Plus loin, l’auteur du post cite Guy Boulet : « Cet illustre représentant des artisans boulangers dans les années 1990 disait que le travail des mains libère l’esprit. Malgré tous les aspects laborieux, il est étonnant de se rendre compte qu’à force de répétition des tâches physiques, l’esprit peut avoir la volonté de comprendre le fameux rapport au vivant, la conduite de la fermentation, les évolutions des pâtes, qui deviennent des pains ou des viennoiseries. »
D’après ce professionnel : « Au bout de cinquante heures, on est cramé. Et on s’apitoie sur son sort pour peu que les problèmes s’accumulent, qu’ils soient d’ordre financier ou quand une personne s’absente et que les autres doivent absorber son travail », explique-t-il à La Toque Magazine. Sa consœur Alice Quillet, qui a co-créé les boulangeries parisiennes Ten Belles Bread (Paris, 11e), confirme : « C’est un métier qui est très difficile physiquement. Je pensais qu’être cuisinière était fatigant : être boulangère l’est encore plus. Nous soulevons une demi-tonne de pâte, plusieurs fois par jour, dans des bacs de vingt-cinq kilos. »

Se ménager
Selon l’Institut national de recherche et de sécurité les travailleurs en horaires atypiques sont davantage soumis à des polyexpositions. Ils ont des comportements et un état de santé plus dégradés et sont plus touchés par l’isolement social et des soucis d’articulation vie professionnelle/vie personnelle*.
Qui veut aller loin ménage sa monture… Oui, mais comment ? Les procédés de fabrication comme le pointage au froid et les longues fermentations sont adoptés par de nombreux fournils pour réduire le temps de travail de nuit. D’autres artisans font le choix de retarder les horaires d’ouverture de la boutique. Au Pain de la Terre à Peyrolles-en-Provence (Bouches-du-Rhône), Pierre Leconte et Pascal Glaenzer travaillent en matinée pour mettre en vitrine à 15 heures.

Adapter son organisation
Ils transfèrent des matières premières dans des bacs de 5 kg, plus faciles à déplacer. Et des supports à roulettes permettent de porter le moins possible. « Nous nous entraidons beaucoup et soulevons à deux ce qui est lourd, poursuit Alice Quillet. Nous avons modifié le pétrissage pour avoir à faire moins de rabats sur la pâte. » L’entrepreneure n’hésite pas à offrir un taxi à ses employés qui débutent au milieu de la nuit.

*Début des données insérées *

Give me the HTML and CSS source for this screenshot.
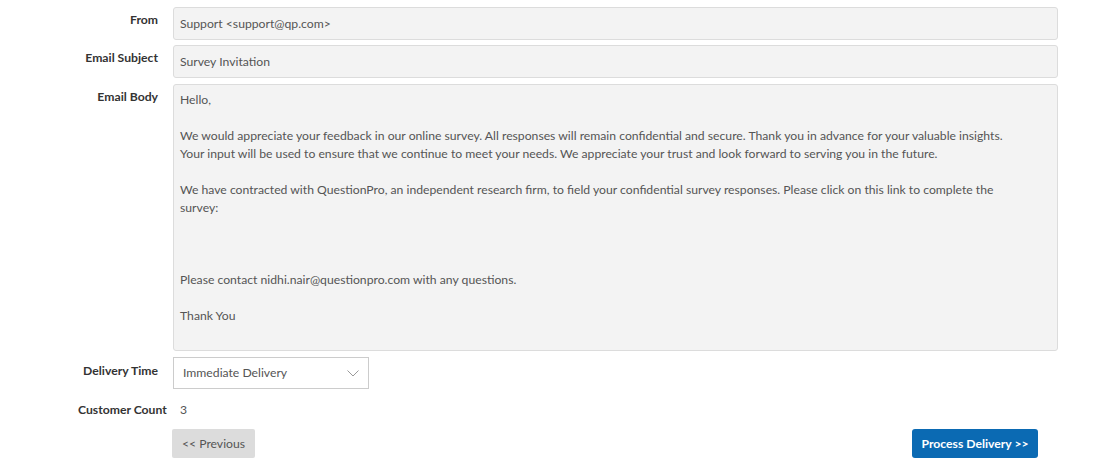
FILE: index.html
```html
<!DOCTYPE html>
<html>
<head>
<meta charset="utf-8">
<link rel="stylesheet" href="styles.css">
</head>
<body>
<div class="form">
  <div class="row">
    <div class="label">From</div>
    <div class="field input">Support &lt;support@qp.com&gt;</div>
  </div>
  <div class="row">
    <div class="label">Email Subject</div>
    <div class="field input">Survey Invitation</div>
  </div>
  <div class="row body-row">
    <div class="label">Email Body</div>
    <div class="field textarea"><p>Hello,</p><p class="blank"></p><p>We would appreciate your feedback in our online survey. All responses will remain confidential and secure. Thank you in advance for your valuable insights.</p><p>Your input will be used to ensure that we continue to meet your needs. We appreciate your trust and look forward to serving you in the future.</p><p class="blank"></p><p>We have contracted with QuestionPro, an independent research firm, to field your confidential survey responses. Please click on this link to complete the</p><p>survey:</p><p class="blank"></p><p class="blank"></p><p class="blank"></p><p>Please contact nidhi.nair@questionpro.com with any questions.</p><p class="blank"></p><p>Thank You</p></div>
  </div>
  <div class="row">
    <div class="label sel-label">Delivery Time</div>
    <div class="select">
      <span>Immediate Delivery</span>
      <svg class="chev" width="12" height="7" viewBox="0 0 12 7"><path d="M0.5 0.5 L6 6 L11.5 0.5" fill="none" stroke="#9a9a9a" stroke-width="1"/></svg>
    </div>
  </div>
  <div class="row count-row">
    <div class="label">Customer Count</div>
    <div class="value">3</div>
  </div>
  <div class="actions">
    <button class="btn prev">&lt;&lt; Previous</button>
    <button class="btn primary">Process Delivery &gt;&gt;</button>
  </div>
</div>
</body>
</html>
```

FILE: styles.css
```css
html, body {
  margin: 0;
  padding: 0;
  background: #ffffff;
}
body {
  font-family: "Lato", "Roboto", "Liberation Sans", sans-serif;
  font-size: 12.2px;
  color: #555555;
}
.form {
  padding: 7px 0 0 78px;
  width: 980px;
}
.row {
  display: grid;
  grid-template-columns: 80px 885px;
  column-gap: 15px;
  margin-bottom: 5px;
}
.body-row {
  margin-top: 6px;
  margin-bottom: 6px;
}
.label {
  text-align: right;
  white-space: nowrap;
  font-weight: 700;
  color: #333333;
  padding-top: 4px;
  line-height: 18px;
}
.field {
  box-sizing: border-box;
  background: #f3f3f3;
  border: 1px solid #dcdcdc;
  border-radius: 3px;
  color: #555555;
  padding: 0 6px;
}
.input {
  height: 33px;
  line-height: 31px;
}
.textarea {
  height: 267px;
  padding-top: 6px;
}
.textarea p {
  margin: 0;
  line-height: 18px;
  white-space: nowrap;
}
.textarea p.blank {
  height: 18px;
}
.select {
  box-sizing: border-box;
  width: 196px;
  height: 32px;
  border: 1px solid #cccccc;
  background: #ffffff;
  display: flex;
  align-items: center;
  justify-content: space-between;
  padding: 0 9px 1px 9px;
  color: #555555;
}
.chev {
  display: block;
  margin-top: 2px;
}
.sel-label {
  padding-top: 5px;
}
.count-row {
  margin-top: 6px;
  margin-bottom: 10px;
}
.count-row .label {
  padding-top: 6px;
}
.value {
  padding: 6px 0 0 7px;
  line-height: 18px;
}
.actions {
  display: flex;
  justify-content: space-between;
  padding-left: 94px;
  width: 866px;
}
.btn {
  font-family: inherit;
  font-size: 12.2px;
  height: 29px;
  border: none;
  border-radius: 2px;
  cursor: pointer;
}
.prev {
  width: 83px;
  background: #dcdcdc;
  color: #555555;
}
.primary {
  width: 126px;
  background: #0b6ab3;
  color: #ffffff;
  font-weight: 700;
  border-radius: 3px;
}
```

Un artisan qui produit six jours par semaine indique qu’il a appris à déléguer certaines tâches à ses salariés. Il leur demande de faire la caisse et de déposer l’argent à la banque ou encore de créer les dossiers fournisseurs, les commandes, etc. « Il n’est pas forcément indispensable de passer une heure à négocier au téléphone pour économiser dix centimes sur une facture… ni de s’épuiser devant l’écran l’ordinateur en fin de journée. Mieux vaut passer du temps en famille », estime-t-il.
L’organisation du travail peut aussi soulager la dureté des tâches pénibles et répétitives. À Annecy (Haute-Savoie), François-Xavier Delemotte fait tourner ses cinq boulangers à tous les postes : « La personne au pétrin ne va pas y passer sa journée. Elle se fait relayer et vient servir les clients, par exemple. » La boulangerie Aristide ouvre à 10 heures. Certains pains cuits partiellement la veille sont remis au four puis vendus. Une façon de réduire la charge mentale.

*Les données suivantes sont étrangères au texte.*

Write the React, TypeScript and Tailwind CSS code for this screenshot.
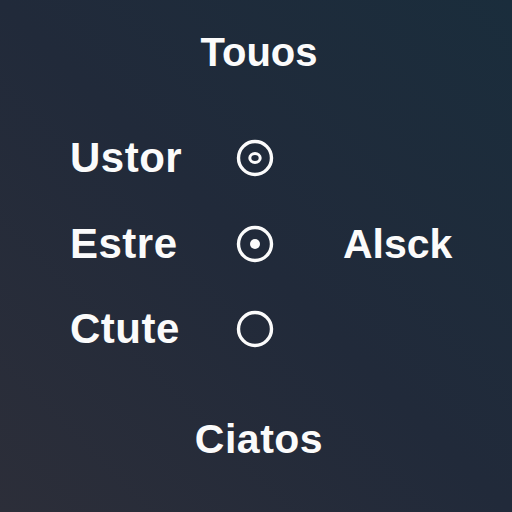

L’ergonomie du fournil a son importance quand on souhaite améliorer la qualité de vie au travail. Il est ainsi possible de rehausser la plonge et les plans de travail, « à hauteur de mon coude », précise Antoine Caillon, boulanger à Saint-Maximin-la-Sainte-Baume (Var). L’un de ses formateurs à l’Institut national de la boulangerie-pâtisserie a arrêté le métier, pour cause d’allergie à la farine : « Il nous encourageait à travailler avec des masques mais, question confort de travail, c’est zéro. J’évite de verser la farine de trop haut pour ne pas créer un nuage », explique-t-il. Aspirer très souvent permet de travailler dans un local le plus propre possible.

Troubles musculosquelettiques et maux de tête sont fréquents, mais ce qui est pesant pour beaucoup de professionnels est l’absence répétée de week-end et de jour férié. À Seynod (Haute-Savoie), Yvan Masset a choisi de fermer les 25 et 31 décembre pour rester en famille car, pour lui, « croiser le regard de [ses] enfants est alors le plus important ».